Friday, April 11, 2008
Late last month I argued that recipients of the federal government’s stimulus package “should use this rebate money as they see fit, since they are the ones most familiar with their own situations and their own needs. Consider giving part of the money to charity or saving, paying off debt or investing.” Now other voices are giving similar advice, recommending saving rather than spending.

Rick Haglund, a Michigan business columnist for the Grand Rapids Press, notes that “Some saving measures can go a little too far, though. I recently heard a personal financial consultant say people can save by no longer buying that cup of coffee and newspaper on the way to work.”

“Give up the coffee, but please, please keep buying the paper. The newspaper business is in a terrible financial state,” he writes. Haglund thinks that newspapers are more important to the country than coffee...a debatable proposition. Coffee, not oil, might well be the lifeblood of American enterprise.

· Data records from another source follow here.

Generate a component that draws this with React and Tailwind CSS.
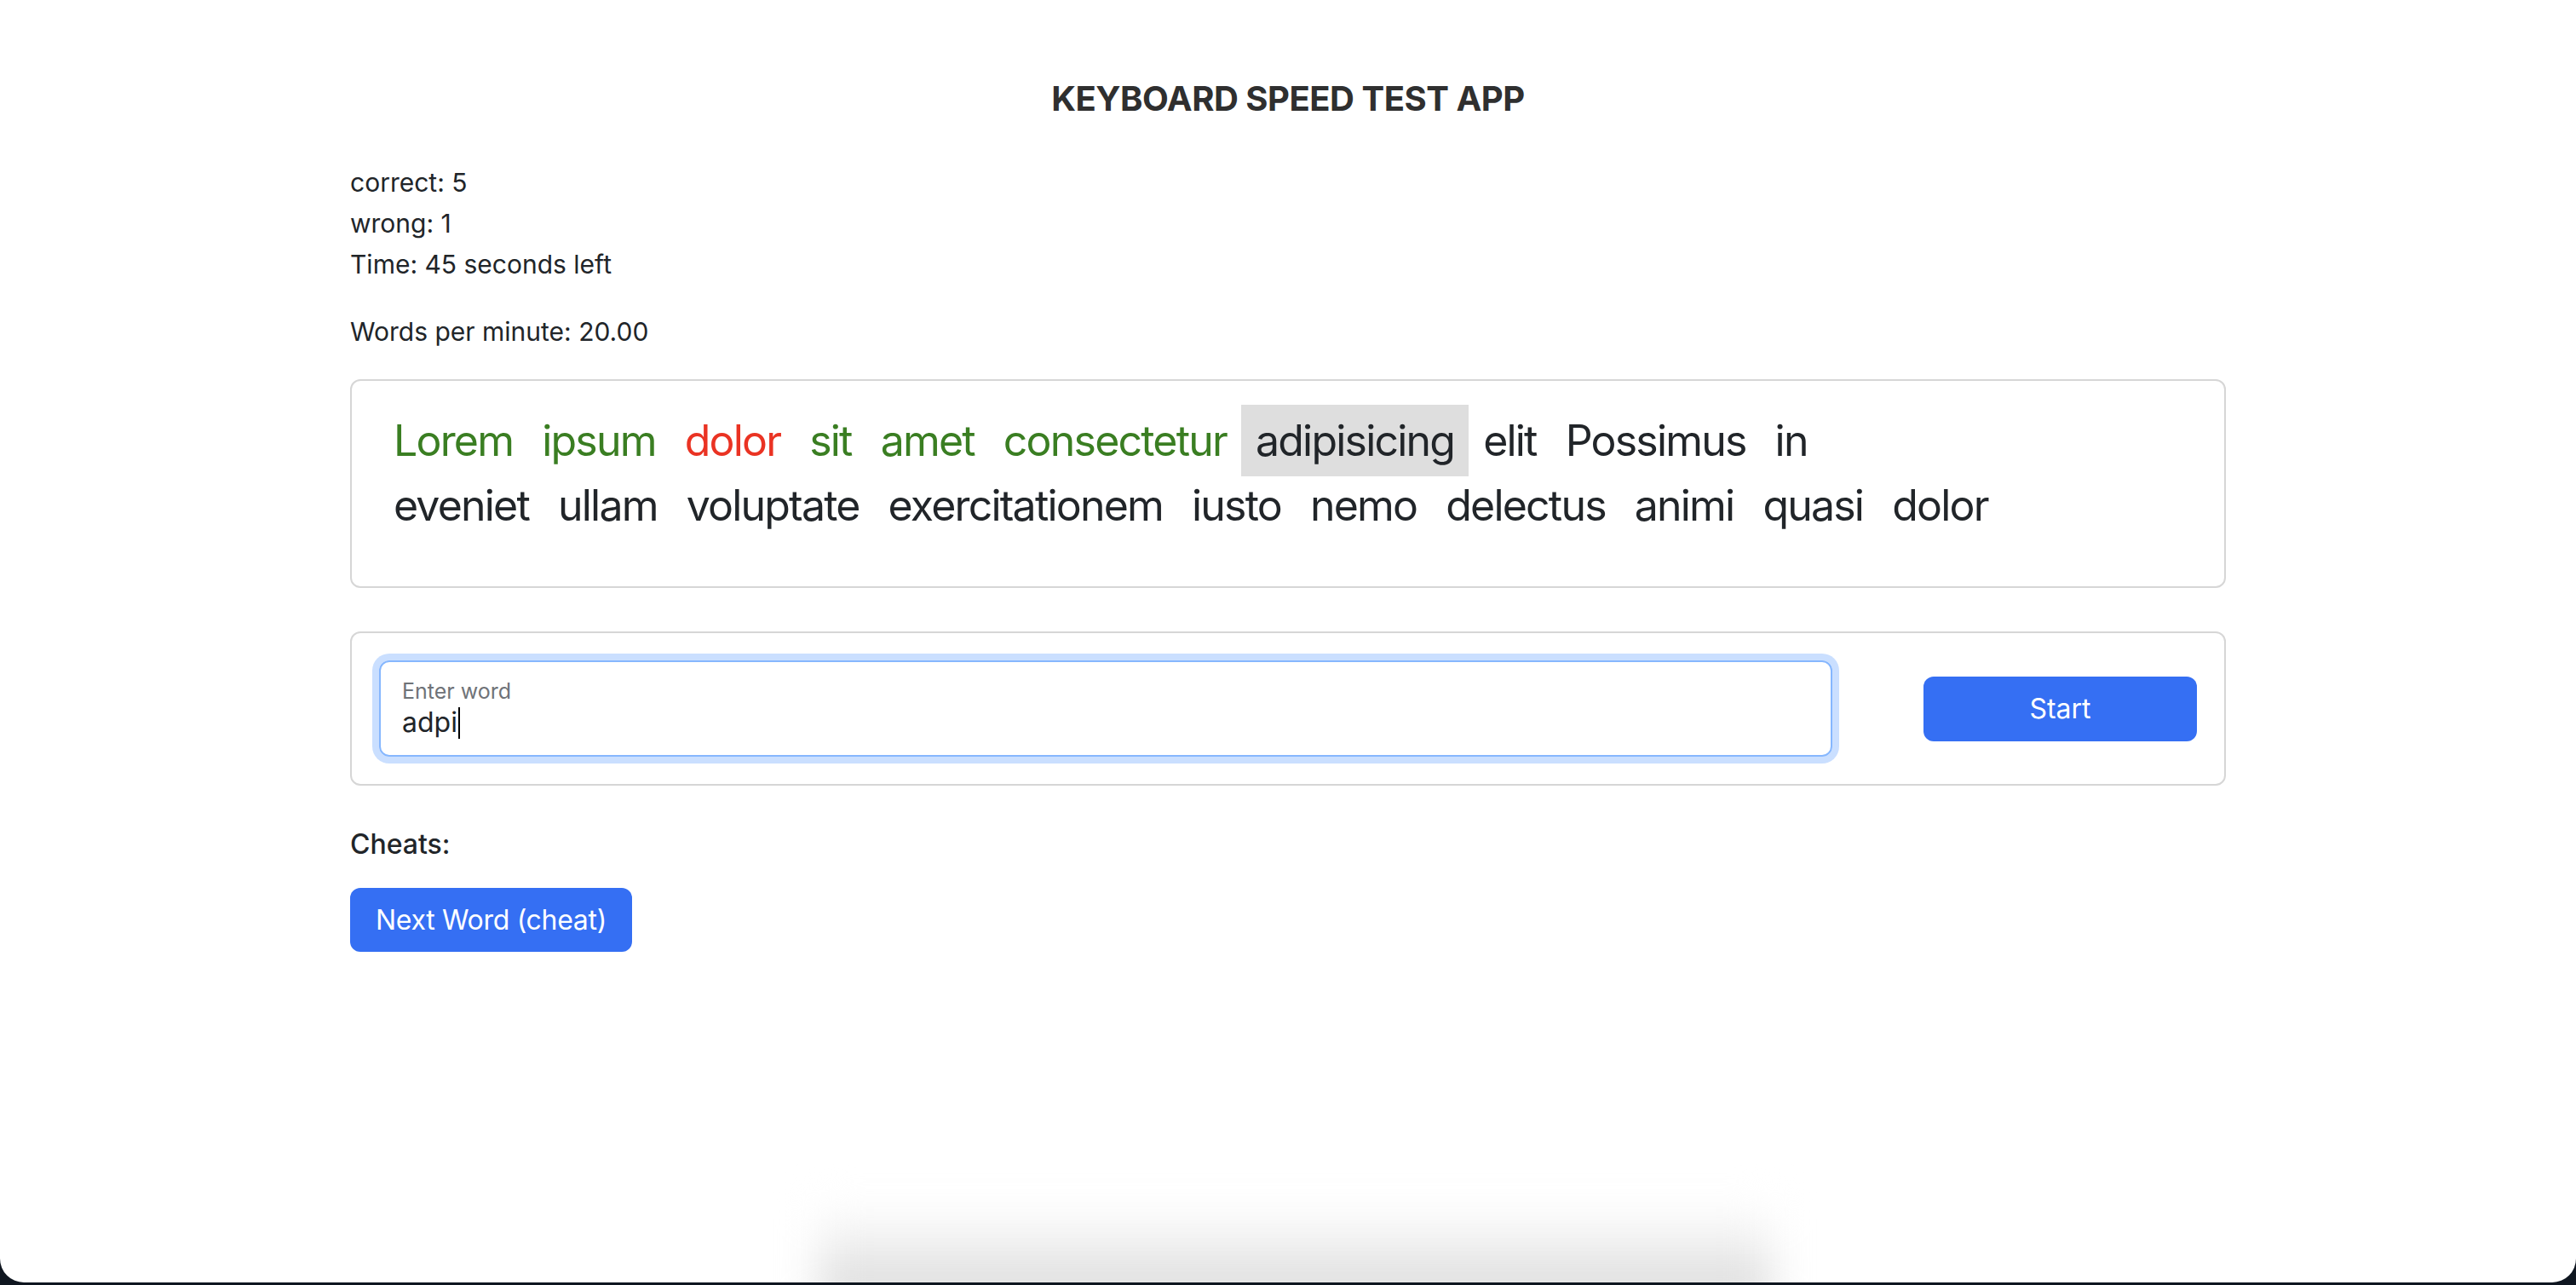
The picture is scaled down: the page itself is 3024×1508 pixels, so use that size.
const LINES = [
  [
    { w: 'Lorem', s: 'ok' },
    { w: 'ipsum', s: 'ok' },
    { w: 'dolor', s: 'bad' },
    { w: 'sit', s: 'ok' },
    { w: 'amet', s: 'ok' },
    { w: 'consectetur', s: 'ok' },
    { w: 'adipisicing', s: 'current' },
    { w: 'elit' },
    { w: 'Possimus' },
    { w: 'in' },
  ],
  [
    { w: 'eveniet' },
    { w: 'ullam' },
    { w: 'voluptate' },
    { w: 'exercitationem' },
    { w: 'iusto' },
    { w: 'nemo' },
    { w: 'delectus' },
    { w: 'animi' },
    { w: 'quasi' },
    { w: 'dolor' },
  ],
];

function Word({ w, s }) {
  const color =
    s === 'ok' ? 'text-[#3a7e22]' : s === 'bad' ? 'text-[#ea3323]' : 'text-[#212529]';
  return (
    <span
      className={`${color} ${s === 'current' ? 'bg-[#dedede]' : ''} -my-[4px] px-[17px] py-[10.5px] leading-[63px]`}
    >
      {w}
    </span>
  );
}

export default function App() {
  return (
    <div className="h-[1508px] bg-[#0f1620] font-[Inter,sans-serif] text-[#212529]">
      <div className="relative h-[1505px] overflow-hidden rounded-b-[28px] bg-white">
        <div className="mx-auto w-[2202px] pt-[92px]">
          <h1 className="text-center text-[40px] font-bold leading-[48px] tracking-[-0.012em] text-[#2f2f2f]">
            KEYBOARD SPEED TEST APP
          </h1>

          <div className="mt-[50px] text-[30px] leading-[48px]">
            <div>correct: 5</div>
            <div>wrong: 1</div>
            <div>Time: 45 seconds left</div>
          </div>
          <div className="mt-[31px] text-[30px] leading-[48px]">Words per minute: 20.00</div>

          <div className="mt-[32px] rounded-[12px] border-2 border-[#d6d6d6] px-[32px] pt-[32px] pb-[57px] text-[50px] tracking-[-0.036em]">
            {LINES.map((line, i) => (
              <div key={i} className="flex">
                {line.map((word, j) => (
                  <Word key={j} {...word} />
                ))}
              </div>
            ))}
          </div>

          <div className="mt-[51px] flex items-center rounded-[12px] border-2 border-[#d6d6d6] p-[32px]">
            <div className="h-[113px] flex-1 rounded-[12px] border-2 border-[#86b7fe] px-[25px] pt-[19px] shadow-[0_0_0_8px_rgba(13,110,253,0.22)]">
              <div className="text-[25px] leading-[30px] text-[#6f7378]">Enter word</div>
              <div className="mt-[2px] flex items-center text-[32px] leading-[40px] text-[#212529]">
                <span>adpi</span>
                <span className="ml-[1px] h-[37px] w-[2px] bg-black" />
              </div>
            </div>
            <button className="ml-[107px] h-[76px] w-[321px] rounded-[12px] bg-[#356ff3] text-[32px] text-white">
              Start
            </button>
          </div>

          <div className="mt-[45px] text-[32px] font-medium leading-[48px]">Cheats:</div>
          <button className="mt-[27px] h-[75px] w-[331px] rounded-[12px] bg-[#356ff3] text-[32px] tracking-[-0.01em] text-white">
            Next Word (cheat)
          </button>
        </div>

        <div className="absolute bottom-[-30px] left-[960px] h-[120px] w-[1120px] bg-linear-to-b from-white to-[#d6d6d6] blur-[24px]" />
      </div>
    </div>
  );
}
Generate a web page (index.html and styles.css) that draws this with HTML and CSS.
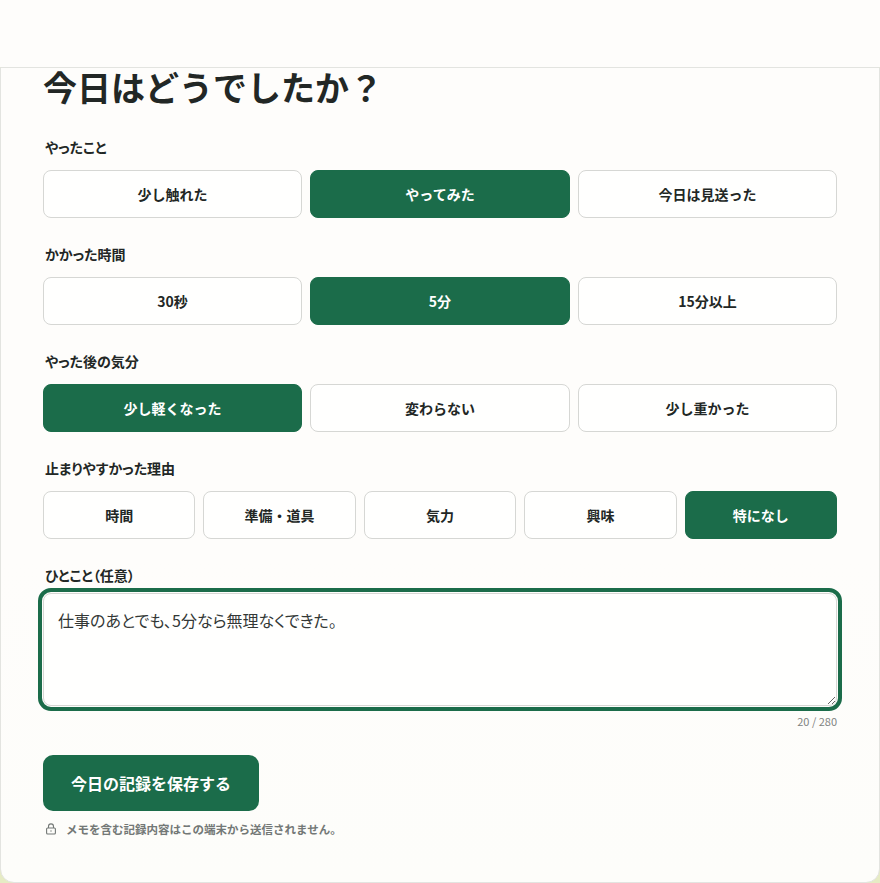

But the economic status of newspaper publishing is in a strange place. I’ve been getting the weekend paper for a year or so, and when I renewed I received a call from the paper just to tell me that I’d be getting the rest of the week for free (a good thing too, or I would have missed Haglund’s column).

It reminded me of getting a postcard in the mail from the government telling me to expect a rebate...no notice necessary, just send the free stuff and the money. I don’t think it cost the Grand Rapids Press millions of dollars to make the phone calls, though (it cost the feds $42 million to mail out those inane little rebate notices).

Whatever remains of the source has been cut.